Schlagabtausch zwischen Zagreb und Belgrad

Streit um 10. Jahrestag des Sturms auf die Krajina. Kroatien spricht von Sieg, Serbien vom größten Exodus nach 1945

BELGRAD taz ■ Feststimmung in Kroatien. Alles ist vorbereitet für die Staatsfeier am 4. August, dem 10. Jahrestag der „glänzenden“ militärischen Operation „Oluja“ (Sturm). An diesem Tag besiegten kroatische Einheiten unter dem „großartigen“ Kommando des verstorbenen Präsidenten Franjo Tudjman den „serbischen Aggressor und Besatzer“, erkämpften die territoriale Integrität Kroatiens und erlangten wieder das nationale Bewusstsein, berichten kroatische Medien und verherrlichen den „Siegestag“, an dem die „verbrecherische serbische Staatsschöpfung“ auf kroatischem Boden, die so genannte „Republik Srpska Krajina“, ausgelöscht worden sei.

In Serbien herrscht dagegen Gedenkstimmung. Die serbische Staatsspitze, die serbische orthodoxe Kirche sowie zahlreiche Flüchtlingsorganisationen bezeichnen den 4. August vor einem Jahrzehnt als den „größten Exodus“ eines Volkes nach dem Zweiten Weltkrieg. Kroatische Einheiten hätten damals die Schutzzonen der UN in Kroatien angegriffen, nachdem Zagreb von „Deutschland und der Nato grünes Licht bekommen“ hätte. In nur wenigen Tagen seien in der „blutigen, verbrecherischen“ Aktion über 200.000 Serbien vertrieben, rund 2.500 umgebracht, serbische Flüchtlingskolonnen beschossen und serbische Dörfer in Brand gesetzt worden, schreiben serbische Zeitungen unisono. Die jahrhundertelang von Serben besiedelten Territorien in Kroatien, seien nach „Oluja“ „serbenfrei“ geworden. Schleierhaft sei bis heute, warum sich die jugoslawische Armee unter dem Kommando von Slobodan Milošević nicht eingemischt habe.

Den jüngsten verbalen serbisch-kroatischen Krieg leiteten die zwei sonst moderaten Staatspräsidenten ein. Von wegen „Völkermord“, meinte Kroatiens Stipe Mesić, man könne nur von „Einzeltätern“ und „vereinzelten Exzessen“ reden, was zu bedauern sei. Im Gegensatz dazu sei der Massenmord in Srebrenica tatsächlich geplant gewesen, als serbische Einheiten rund 8.000 Muslime liquidiert hätten.
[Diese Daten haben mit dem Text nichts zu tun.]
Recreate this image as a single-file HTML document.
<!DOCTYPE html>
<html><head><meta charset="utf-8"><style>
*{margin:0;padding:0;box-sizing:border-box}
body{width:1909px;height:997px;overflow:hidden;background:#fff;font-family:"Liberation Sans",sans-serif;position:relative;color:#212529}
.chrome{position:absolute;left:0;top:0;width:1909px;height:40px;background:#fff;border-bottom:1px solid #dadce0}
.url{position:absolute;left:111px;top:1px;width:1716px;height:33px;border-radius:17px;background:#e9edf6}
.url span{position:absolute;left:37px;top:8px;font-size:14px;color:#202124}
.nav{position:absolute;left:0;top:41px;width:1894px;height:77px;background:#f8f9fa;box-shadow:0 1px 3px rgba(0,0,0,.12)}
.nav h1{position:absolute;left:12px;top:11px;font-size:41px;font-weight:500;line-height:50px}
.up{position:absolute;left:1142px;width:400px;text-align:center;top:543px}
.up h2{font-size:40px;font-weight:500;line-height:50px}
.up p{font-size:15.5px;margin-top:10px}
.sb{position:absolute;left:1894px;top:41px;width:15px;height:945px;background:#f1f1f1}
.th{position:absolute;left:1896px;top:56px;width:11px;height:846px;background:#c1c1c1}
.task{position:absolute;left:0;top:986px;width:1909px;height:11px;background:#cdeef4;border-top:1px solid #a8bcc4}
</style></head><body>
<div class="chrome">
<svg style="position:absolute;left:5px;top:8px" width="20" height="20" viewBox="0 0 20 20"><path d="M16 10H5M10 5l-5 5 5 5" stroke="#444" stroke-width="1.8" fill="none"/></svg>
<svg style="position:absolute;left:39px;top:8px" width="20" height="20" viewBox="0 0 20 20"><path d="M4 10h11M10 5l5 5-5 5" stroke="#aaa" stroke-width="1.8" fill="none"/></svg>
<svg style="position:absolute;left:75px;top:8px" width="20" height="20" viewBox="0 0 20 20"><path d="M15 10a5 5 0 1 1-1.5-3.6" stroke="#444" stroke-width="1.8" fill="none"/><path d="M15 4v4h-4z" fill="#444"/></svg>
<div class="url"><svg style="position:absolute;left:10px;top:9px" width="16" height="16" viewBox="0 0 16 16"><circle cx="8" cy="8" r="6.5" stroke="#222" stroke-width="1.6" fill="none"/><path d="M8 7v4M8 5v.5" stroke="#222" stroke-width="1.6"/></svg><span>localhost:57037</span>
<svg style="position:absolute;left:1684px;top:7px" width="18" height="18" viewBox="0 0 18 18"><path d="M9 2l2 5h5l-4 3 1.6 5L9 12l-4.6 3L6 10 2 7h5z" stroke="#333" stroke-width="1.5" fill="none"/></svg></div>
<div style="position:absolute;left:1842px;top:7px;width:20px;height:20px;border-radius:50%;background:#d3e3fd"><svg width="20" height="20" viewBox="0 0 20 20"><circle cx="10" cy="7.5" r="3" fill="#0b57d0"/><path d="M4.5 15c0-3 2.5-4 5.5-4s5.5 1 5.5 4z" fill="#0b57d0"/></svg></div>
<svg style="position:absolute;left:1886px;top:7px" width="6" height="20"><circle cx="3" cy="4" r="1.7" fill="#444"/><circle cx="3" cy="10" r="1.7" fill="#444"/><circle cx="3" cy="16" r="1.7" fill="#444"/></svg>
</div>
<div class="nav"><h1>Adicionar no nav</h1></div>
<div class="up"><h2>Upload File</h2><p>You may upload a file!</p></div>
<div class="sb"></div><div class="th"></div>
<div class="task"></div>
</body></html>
Das „Verbrechen“ in Kroatien vor einem Jahrzehnt sei ebenfalls bestens „organisiert“ gewesen, returnierte Serbiens Boris Tadić und berief sich auf das UNO-Tribunal für Kriegsverbrechen. Dieses hat mehrere Anklagen gegen kroatische Generäle, unter anderem den flüchtigen General Ante Gotovina, wegen ihrer Beteiligung an „Oluja“ erhoben. Allein die große Anzahl der zivilen serbischen Opfer und Vertriebenen zeuge von „ethnischer Säuberung“, was Zagreb gefälligst eingestehen sollte.

Solche Aussagen erinnerten „an die Politik von Slobodan Milošević“ und seien nicht im Sinne der Normalisierung der Verhältnisse, erklärte Kroatiens Premier Ivo Sanader vor einem Treffen für Stabilität in Südosteuropa in Salzburg. Kroatien sei stolz auf „Oluja“, und wem das nicht passe, sei selber schuld.

Obwohl serbische, kroatische, bosnische und albanische Politiker die Bewältigung der gemeinsamen Vergangenheit fordern, die als Grundstein der gemeinsamen Zukunft dienen soll, erschwert gerade die grundverschiedene Deutung des Bürgerkrieges im ehemaligen Jugoslawien die Normalisierung der Beziehungen zwischen den aus Exjugoslawien entstandenen Staaten.

Viele serbische Touristen sagten prompt den geplanten Urlaub an der kroatischen Küste ab, aus Angst, Opfer der jüngsten nationalistischen Euphorie zu werden. Man kündigte Massenproteste vor der kroatischen Botschaft in Belgrad an. Flüchtlingsorganisationen forderten die Rückkehr vertriebener Serben und eine „politische und kulturelle“ Autonomie in Kroatien. Einige serbische Politiker forderten sogar, die Teilnahme kroatischer Betriebe an der Privatisierung in Serbien zu überprüfen.